Dans un de mes précédents articles, j'imaginais la partition de la France, tant le pays me paraît aujourd'hui traversé par des clivages insurmontables. J'avais conçu ce texte comme un exercice de pensée. Je dois dire que je m'interroge. Est-il encore raisonnable de vouloir cohabiter avec la gauche "progressiste"? Ces adeptes de la "Nouvelle France" ont-ils finalement un autre projet qu'anéantir et effacer les héritiers de l'Ancienne France? Au bout du compte, la sécession est peut-être une solution à envisager.  

 

[1] Le personnage, néanmoins, ne parvient pas à m'être totalement antipathique.
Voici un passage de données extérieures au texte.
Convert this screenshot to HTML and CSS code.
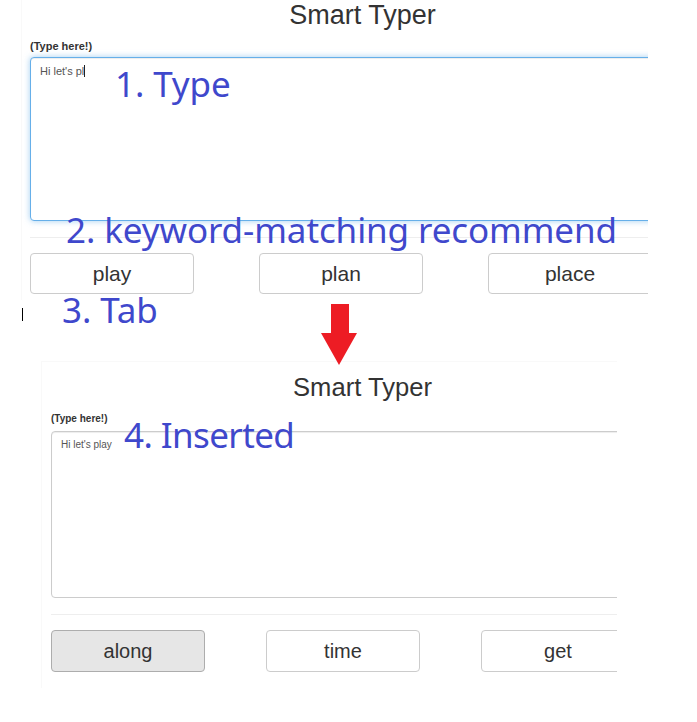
FILE: index.html
```html
<!DOCTYPE html>
<html>
<head>
<meta charset="utf-8">
<link rel="stylesheet" href="styles.css">
</head>
<body>
<div class="canvas">
  <section class="panel panel-one">
    <div class="panel-inner">
      <h1 class="title">Smart Typer</h1>
      <div class="label">(Type here!)</div>
      <div class="textbox focused">Hi let's pl<span class="caret"></span></div>
      <hr class="divider">
      <div class="buttons">
        <button class="btn">play</button>
        <button class="btn">plan</button>
        <button class="btn">place</button>
      </div>
    </div>
  </section>

  <section class="panel panel-two">
    <div class="panel-inner">
      <h1 class="title">Smart Typer</h1>
      <div class="label">(Type here!)</div>
      <div class="textbox">Hi let's play</div>
      <hr class="divider">
      <div class="buttons">
        <button class="btn active">along</button>
        <button class="btn">time</button>
        <button class="btn">get</button>
      </div>
    </div>
  </section>

  <div class="note note-1">1. Type</div>
  <div class="note note-2">2. keyword-matching recommend</div>
  <div class="note note-3">3. Tab</div>
  <div class="note note-4">4. Inserted</div>
  <div class="ibeam"></div>
  <svg class="arrow" width="38" height="62" viewBox="0 0 38 62">
    <polygon points="11,0 29,0 29,29 37,29 19,61 1,29 11,29" fill="#ed1c24"/>
  </svg>
</div>
</body>
</html>
```
FILE: styles.css
```css
* { box-sizing: border-box; }
html, body { margin: 0; padding: 0; background: #fff; }
body { font-family: "Liberation Sans", Arial, sans-serif; color: #333; }

.canvas {
  position: relative;
  width: 697px;
  height: 722px;
  overflow: hidden;
  background: #fff;
}

.panel {
  overflow: hidden;
  background: #fff;
  border-left: 1px solid #f9f9f9;
}
.panel-one {
  margin-left: 21px;
  width: 627px;
  height: 300px;
}
.panel-two {
  margin-top: 61px;
  margin-left: 41px;
  width: 576px;
  height: 327px;
  border-top: 1px solid #f9f9f9;
}

.panel-one .panel-inner { padding-left: 8px; width: 640px; }
.panel-two .panel-inner { padding-left: 9px; padding-top: 10px; width: 600px; }

.title {
  margin: 0;
  font-weight: normal;
  text-align: center;
  color: #333;
  line-height: 30px;
}
.panel-one .title { font-size: 27px; width: 665px; }
.panel-two .title { font-size: 25.6px; width: 623px; }

.label { font-weight: bold; color: #333; }
.panel-one .label { font-size: 11px; line-height: 13px; margin-top: 10px; }
.panel-two .label { font-size: 10px; line-height: 12px; margin-top: 11px; }

.textbox {
  border: 1px solid #ccc;
  border-radius: 4px;
  color: #555;
  background: #fff;
  box-shadow: inset 0 1px 1px rgba(0,0,0,.075);
}
.panel-one .textbox {
  margin-top: 4px;
  height: 164px;
  width: 680px;
  font-size: 11px;
  line-height: 14px;
  padding: 6px 9px;
}
.panel-two .textbox {
  margin-top: 6px;
  height: 167px;
  width: 640px;
  font-size: 10px;
  line-height: 13px;
  padding: 6px 9px;
}
.textbox.focused {
  border-color: #66afe9;
  box-shadow: inset 0 1px 1px rgba(0,0,0,.075), 0 0 6px rgba(102,175,233,.6);
}
.caret {
  display: inline-block;
  width: 1px;
  height: 12px;
  background: #222;
  vertical-align: -2px;
}

.divider {
  border: 0;
  border-top: 1px solid #eee;
  margin: 16px 0 15px 0;
  width: 680px;
}

.buttons { display: flex; }
.panel-one .buttons { gap: 65px; }
.panel-two .buttons { gap: 61px; }

.btn {
  flex: none;
  font-family: "Liberation Sans", Arial, sans-serif;
  color: #333;
  background: #fff;
  border: 1px solid #ccc;
  border-radius: 4px;
  padding: 0;
}
.panel-one .btn { width: 164px; height: 41px; font-size: 21px; }
.panel-two .btn { width: 154px; height: 42px; font-size: 20px; }
.btn.active { background: #e6e6e6; border-color: #adadad; }

.note {
  position: absolute;
  font-family: "Noto Sans", "Open Sans", sans-serif;
  color: #3f48cc;
  font-size: 35px;
  line-height: 40px;
  letter-spacing: -0.1px;
  white-space: nowrap;
}
.note-1 { left: 115px; top: 64px; }
.note-2 { left: 66px; top: 210px; }
.note-3 { left: 62px; top: 290px; }
.note-4 { left: 124px; top: 415px; letter-spacing: -0.6px; }

.ibeam {
  position: absolute;
  left: 22px;
  top: 308px;
  width: 1px;
  height: 13px;
  background: #000;
}

.arrow {
  position: absolute;
  left: 320px;
  top: 304px;
}
```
Je le crois beaucoup plus intelligent, et même beaucoup plus fin que ce que les bienpensants s'imaginent. Ainsi que je l'avais écrit au terme de son premier mandat, je pense que ses électeurs valent mieux que la caricature qu'en font les élites "progressistes". J. D. Vance, le vice-président, semble aussi être un homme intéressant. Je dois dire que le discours qu'il a tenu aux Européens, en tendant à nos élites un miroir de vérité, m'a beaucoup impressionné. J'ai également apprécié qu'il ait le courage de dire que l'annulation de l'élection présidentielle en Roumanie reposait sur des éléments pour le moins discutables, et sa remarque sur le fait qu'une démocratie que destabiliseraient quelques centaines de milliers de dollars de propagande sur les réseaux sociaux devait être bien fragile à la base était magistrale. Je n'ai hélas pas le temps de développer ce sujet, mais fidèle à l'idée d'une "solidarité latine" qui nous unit entre autres à la Roumanie, principale composante de la latinité orientale, je partage largement l'indignation des patriotes roumains devant ce qui apparaît comme un déni de démocratie, réalisé au nom de la liberté! 

 

[2] Je n'ai guère de sympathie pour le personnage même si j'ai du mal à me faire une opinion tranchée. Pascal Boniface a bel et bien été victime d'une sorte de "chasse aux sorcières" pour avoir tenu un discours critique sur la politique israélienne, mais je trouve qu'il tire prétexte de cela pour se poser en victime de persécutions aussi injustes que permanentes. Je me rappelle de ses récriminations contre France Culture au motif qu'il estimait être "blacklisté" par la station. Pour moi, le discours et les analyses de Pascal Boniface vont dans le sens voulu par les islamogauchistes, à savoir une indulgence extrême et un accommodement candide avec un islam en phase de raidissement. La preuve en est que Boniface déroule le tapis rouge à Edwy Plenel, un homme prêt à toutes les compromissions pour défendre les musulmans et la cause palestinienne.

 

[3] Je m'appuie sur cet article paru sur le site de France Info.

 

[4] La thèse est consultable en intégralité grâce à un lien sur la fiche Wikipédia de Maboula Soumahoro. L'intitulé même de la thèse pose problème, car il s'agit d'un travail d'histoire contemporaine dirigé et validé par des enseignants de langue. Mme Soumahoro elle-même est titulaire d'un CAPES d'anglais, c'est-à-dire que sa compétence universitaire lui permet d'enseigner l'anglais à des élèves du secondaire, rien de plus. La thèse date de 2008 et témoigne du fait que les départements de "langue et civilisation anglaises" ont probablement été précurseurs dans l'introduction des thèses décoloniales et "wokes" à l'université française.

 

[5] Mieux vaut en rire... tant qu'on en a le droit.